It is important to note in FIG. 2B that although the frequency of the dotted-line sawtooth waveform is twice that of the solid-line waveform, the slope of the ascending ramp is the same in both cases. To again characterize the differency between the operation of the circuit of FIG. 2 as a voltage-to-frequency clock generator and a voltage-to-period clock generator, instead of changing the value of the current from source 34 to make the capacitor charge more rapidly or more slowly to change the frequency of the output pulses (which also results in a change in the slope of the charging characteristics), in the voltage-to-period operation a constant current is applied to the capacitor and the program voltage is varied to control the time of charging of the capacitor before the PUT fires to produce an output pulse. This seemingly small change in the mode of operation of the circuit causes the period of the output pulses to be directly related to the program voltage, Vp ; the frequency of the output pulses is also changed, of course, but in a reciprocal fashion.
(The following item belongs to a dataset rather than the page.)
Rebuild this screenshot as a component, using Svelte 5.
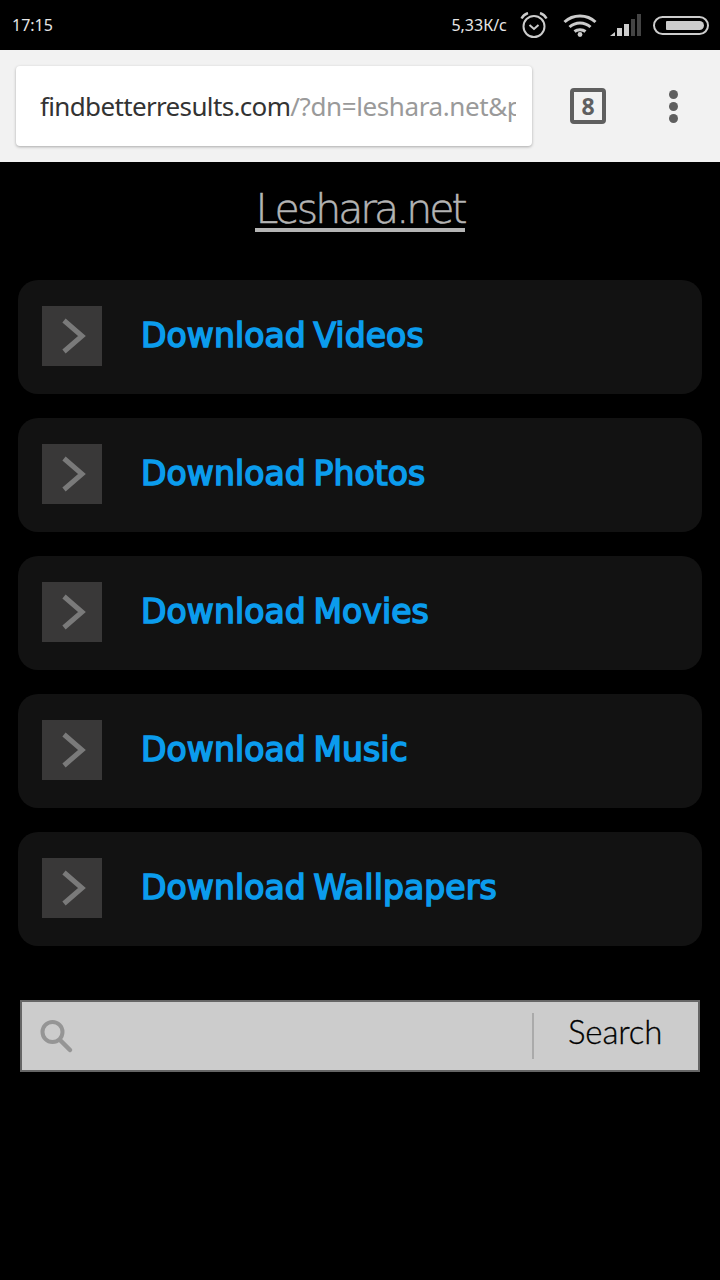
<script>
  const links = ['Download Videos', 'Download Photos', 'Download Movies', 'Download Music', 'Download Wallpapers'];
</script>

<div class="status">
  <span class="time">17:15</span>
  <div class="status-right">
    <span class="speed">5,33К/с</span>
    <svg class="alarm" width="28" height="26" viewBox="0 0 28 26" fill="none" stroke="#ccc">
      <circle cx="14" cy="14.5" r="10.5" stroke-width="2" />
      <path d="M9.5 13l4.5 4 4.5-4" stroke-width="2" />
      <path d="M1.5 6.5C3 3.5 5 2 8 1M26.5 6.5C25 3.5 23 2 20 1" stroke-width="2.4" />
    </svg>
    <svg class="wifi" width="34" height="24" viewBox="0 0 34 24" fill="none" stroke="#ccc" stroke-width="3">
      <path d="M1.5 9C10 1 24 1 32.5 9" />
      <path d="M6.5 14C12.5 8.5 21.5 8.5 27.5 14" />
      <path d="M11.5 18.5C14.5 16 19.5 16 22.5 18.5" />
      <circle cx="17" cy="21.5" r="2.4" fill="#ccc" stroke="none" />
    </svg>
    <svg class="signal" width="32" height="22" viewBox="0 0 32 22">
      <path d="M0 22l5-4v4z" fill="#ccc" />
      <rect x="7" y="14" width="5" height="8" fill="#ccc" />
      <rect x="14" y="10" width="5" height="12" fill="#ccc" />
      <rect x="21" y="5" width="4" height="17" fill="#444" />
      <rect x="27" y="0" width="4" height="22" fill="#444" />
    </svg>
    <div class="battery"><div class="level"></div></div>
  </div>
</div>

<div class="toolbar">
  <div class="url"><div class="url-text"><span class="host">findbetterresults.com</span><span class="rest">/?dn=leshara.net&amp;p</span></div></div>
  <div class="tabs">8</div>
  <div class="menu"><i></i><i></i><i></i></div>
</div>

<main>
  <h1><a href="#top">Leshara.net</a></h1>

  <div class="cards">
    {#each links as link}
      <div class="card">
        <div class="arrow">
          <svg width="60" height="60" viewBox="0 0 60 60" fill="none">
            <path d="M22 14.500l18 15.500-18 15.500" stroke="#7a7a7a" stroke-width="5" />
          </svg>
        </div>
        <span class="label">{link}</span>
      </div>
    {/each}
  </div>

  <div class="search">
    <svg class="glass" width="36" height="36" viewBox="0 0 36 36" fill="none" stroke="#959595">
      <circle cx="14.500" cy="14" r="10" stroke-width="4" />
      <path d="M22 22l10 10" stroke-width="4.500" stroke-linecap="round" />
    </svg>
    <div class="divider"></div>
    <span class="go">Search</span>
  </div>
</main>

<style>
  :global(body) {
    background: #000;
  }
  .status {
    height: 50px;
    background: #000;
    color: #e6e6e6;
    display: flex;
    align-items: center;
    justify-content: space-between;
    padding: 0 11px 0 12px;
    font-family: "Noto Sans", sans-serif;
  }
  .time {
    font-size: 16px;
  }
  .status-right {
    display: flex;
    align-items: center;
  }
  .speed {
    font-size: 16px;
    margin-right: 13px;
  }
  .wifi {
    margin-left: 15px;
  }
  .signal {
    margin-left: 13px;
  }
  .battery {
    width: 56px;
    height: 19px;
    box-sizing: border-box;
    border: 2px solid #ccc;
    border-radius: 10px;
    margin-left: 11px;
    padding: 3px;
    display: flex;
    justify-content: flex-end;
  }
  .level {
    width: 38px;
    background: #ccc;
    border-radius: 1px 5px 5px 1px;
  }
  .toolbar {
    height: 112px;
    background: #f2f2f2;
    display: flex;
    align-items: center;
    padding-left: 16px;
  }
  .url {
    width: 516px;
    height: 80px;
    box-sizing: border-box;
    background: #fff;
    border-radius: 4px;
    box-shadow: 0 1px 3px rgba(0, 0, 0, 0.3);
    padding: 0 16px 0 24px;
    display: flex;
    align-items: center;
  }
  .url-text {
    overflow: hidden;
    white-space: nowrap;
    font-family: "Noto Sans", sans-serif;
    font-size: 26px;
    color: #9a9a9a;
  }
  .host {
    color: #333;
    letter-spacing: -0.65px;
  }
  .rest {
    letter-spacing: -0.4px;
  }
  .tabs {
    width: 36px;
    height: 36px;
    box-sizing: border-box;
    border: 4px solid #5f5f5f;
    border-radius: 4px;
    margin-left: 38px;
    color: #5f5f5f;
    font-family: "Noto Sans", sans-serif;
    font-weight: 700;
    font-size: 23px;
    line-height: 1;
    display: flex;
    align-items: center;
    justify-content: center;
  }
  .menu {
    display: flex;
    flex-direction: column;
    gap: 3px;
    margin-left: 63px;
  }
  .menu i {
    width: 9px;
    height: 9px;
    border-radius: 50%;
    background: #5f5f5f;
  }
  main {
    display: flex;
    flex-direction: column;
    padding: 0 18px 208px;
  }
  h1 {
    margin: 0;
    padding-top: 24px;
    font-weight: 200;
    font-size: 41px;
    line-height: 46px;
    letter-spacing: -3px;
    font-family: "DejaVu Sans", sans-serif;
  }
  h1 a {
    display: block;
    width: fit-content;
    height: 42px;
    margin: 0 auto;
    color: #b4b4b4;
    -webkit-text-stroke: 0.5px #b4b4b4;
    text-decoration: none;
    border-bottom: 4px solid #b4b4b4;
  }
  .cards {
    display: flex;
    flex-direction: column;
    gap: 24px;
    margin-top: 48px;
  }
  .card {
    height: 114px;
    box-sizing: border-box;
    padding: 0 0 2px 24px;
    background: #121212;
    border-radius: 20px;
    display: flex;
    align-items: center;
  }
  .arrow {
    width: 60px;
    height: 60px;
    background: #393838;
  }
  .arrow svg {
    display: block;
  }
  .label {
    margin: 0 0 2px 39px;
    font-family: "DejaVu Sans", sans-serif;
    font-size: 33px;
    letter-spacing: 0.1px;
    word-spacing: -3px;
    color: #0b9ced;
    -webkit-text-stroke: 1.6px #0b9ced;
  }
  .search {
    margin: 54px 2px 0;
    height: 72px;
    box-sizing: border-box;
    background: #ccc;
    border: 2px solid #666;
    display: flex;
    align-items: center;
    padding-left: 16px;
  }
  .divider {
    width: 2px;
    height: 46px;
    background: #aaa;
    margin-left: 458px;
  }
  .go {
    margin: 0 0 10px 34px;
    font-family: "Lato", sans-serif;
    font-weight: 300;
    font-size: 33px;
    letter-spacing: -0.15px;
    color: #000;
    -webkit-text-stroke: 0.3px #000;
  }
</style>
Because the period of the output pulses is directly related to the program voltage, when the pulses are utilized to control the shifting of sampled signal information in a shift register, they produce a percentage change of the frequency of the signal at the output of the shift register as compared to the frequency of a signal applied to the input of the shift register is produced which is directly related to the rate of change, or slope, of the control voltage applied to terminal 48.
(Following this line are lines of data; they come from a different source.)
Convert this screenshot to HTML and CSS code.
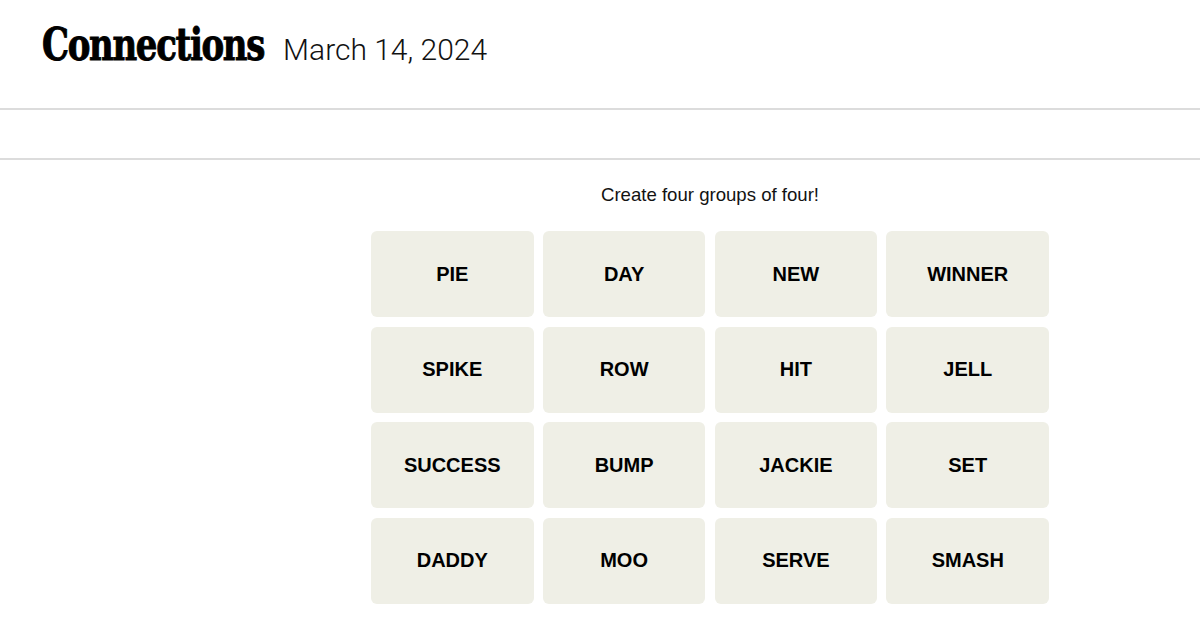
FILE: index.html
```html
<!DOCTYPE html>
<html lang="en">
<head>
<meta charset="utf-8">
<title>Connections</title>
<link rel="stylesheet" href="styles.css">
</head>
<body>
<header class="site-header">
  <h1 class="title">Connections</h1>
  <span class="date">March 14, 2024</span>
</header>
<div class="toolbar"></div>
<div class="layout">
  <aside class="side"></aside>
  <main class="game">
    <p class="prompt">Create four groups of four!</p>
    <div class="board">
      <button class="tile">PIE</button>
      <button class="tile">DAY</button>
      <button class="tile">NEW</button>
      <button class="tile">WINNER</button>
      <button class="tile">SPIKE</button>
      <button class="tile">ROW</button>
      <button class="tile">HIT</button>
      <button class="tile">JELL</button>
      <button class="tile">SUCCESS</button>
      <button class="tile">BUMP</button>
      <button class="tile">JACKIE</button>
      <button class="tile">SET</button>
      <button class="tile">DADDY</button>
      <button class="tile">MOO</button>
      <button class="tile">SERVE</button>
      <button class="tile">SMASH</button>
    </div>
  </main>
</div>
</body>
</html>
```
FILE: styles.css
```css
html, body {
  margin: 0;
  padding: 0;
  background: #fff;
  color: #000;
  font-family: "Liberation Sans", Arial, sans-serif;
}

.site-header {
  height: 110px;
  box-sizing: border-box;
  padding: 21px 0 0 42px;
  display: flex;
  align-items: baseline;
  border-bottom: 2px solid #dcdcdc;
}

.title {
  margin: 0 -18px 0 0;
  display: inline-block;
  font-family: "DejaVu Serif Condensed", "DejaVu Serif", serif;
  font-weight: 700;
  font-size: 44px;
  line-height: 48px;
  letter-spacing: -1.5px;
  color: #000;
  -webkit-text-stroke: 0.9px #000;
  transform: scaleX(0.857);
  transform-origin: left center;
}

.date {
  font-family: Roboto, "Liberation Sans", sans-serif;
  font-weight: 300;
  font-size: 30px;
  line-height: 48px;
  color: #121212;
}

.toolbar {
  height: 48px;
  border-bottom: 2px solid #dcdcdc;
}

.layout {
  display: flex;
}

.side {
  flex: 0 0 220px;
}

.game {
  flex: 1;
  display: flex;
  flex-direction: column;
  align-items: center;
  padding-top: 24px;
}

.prompt {
  margin: 0 0 25px;
  font-size: 18.6px;
  line-height: 22px;
  color: #121212;
}

.board {
  width: 678px;
  display: grid;
  grid-template-columns: repeat(4, 1fr);
  grid-auto-rows: 86.25px;
  gap: 9.33px;
}

.tile {
  border: none;
  margin: 0;
  padding: 0;
  border-radius: 6px;
  background: #efefe6;
  color: #000;
  font-family: "Liberation Sans", Arial, sans-serif;
  font-weight: 700;
  font-size: 20px;
  text-transform: uppercase;
}
```
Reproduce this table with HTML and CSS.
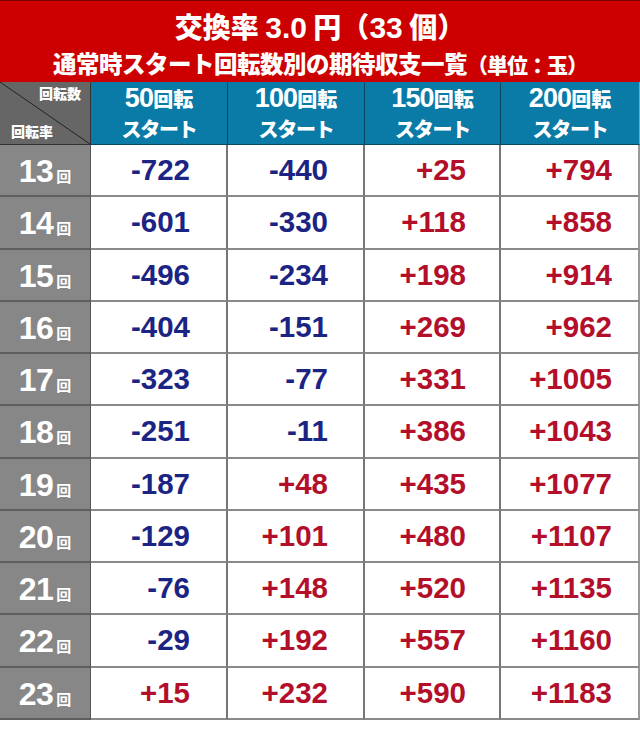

How the slope of the control signal applied to terminal 48 of the clock oscillator 20 affects the frequency change at the output of the shift register 12 in the system of FIG. 1 will be better understood from the following brief description of the operation of a "ducket-brigade" type of analog shift register. The shift register 12 may be a type PCA 350 integrated circuit bucket-brigade shift register manufactured by ITT Semiconductors which includes between its input and output terminals 185 capacitors separated from one another by analog switching circuitry, and connected in cascade. This device samples the tone signal voltage applied to its input terminal at a rate corresponding to the frequency of clock signals applied to its clocking terminals 12a and 12B. With each set of clock pulses supplied to the clocking terminals, the charge that originates on the input terminal is transmitted down the line, stage be stage, toward the output terminal, so that after 185 clock pulses the charge will be delivered to the output terminal of the shift register. Thus, the shift register produces a time delay between the input and output of the device corresponding to the product of the inverse of the clock frequency multiplied by the number of stage in the shift register. Theoretically, the minimum clock frequency is two times greater than the highest audio frequency of interest in the tone signal to be modified, thus indicating a nominal clock frequency of at least 20 KHz, although normally, depending upon the type of shift register used, the clock frequency is somewhat higher. If the frequency of the clock pulses applied to the clock terminal 12a and 12b is constant, the analog signal produced at the output terminal 14 by converting the electrical representations of the stored values which emerge from the shift register to analog differs from the input signal at terminal 10 only in the respect that it is delayed by the aforementioned time delay interval. It will be appreciated that if the shift register has a relatively small number of stages the clock frequency must be low in order to achieve a given delay, whereas if the shift register has a larger number of storage elements a higher clock frequency can be used to obtain a given delay.
However, when the frequency of the clock pulses applied to the clock terminals is varied under control of a modulator such as by the control voltage generator 22 controlling the clock oscillator 20, the electrical representations which emerge from the shift register 12 will be at a rate different from that at which they were sampled and stored, the difference being due to the fact that the sampling frequency has changed over the interval which it takes for the stored values to proceed through the shift register. Thus, the analog signal which is formed at the output of the shift register will be either expanded or compressed on a time basis relative to the waveform of the input signal, thus resulting in an apparent frequency shift in the output signal. If, as taught by Doughty, the frequency of the clock pulses is controlled in response to a low frequency sine wave control voltage, a given change in the amplitude of the control voltage causes a much larger change in output frequency at the low end of the audio frequency range of interest than at the higher frequencies; that is, at the high end of the audio range, less detuning for a given change in control voltage is obtained than at the lower end of the audio frequency range.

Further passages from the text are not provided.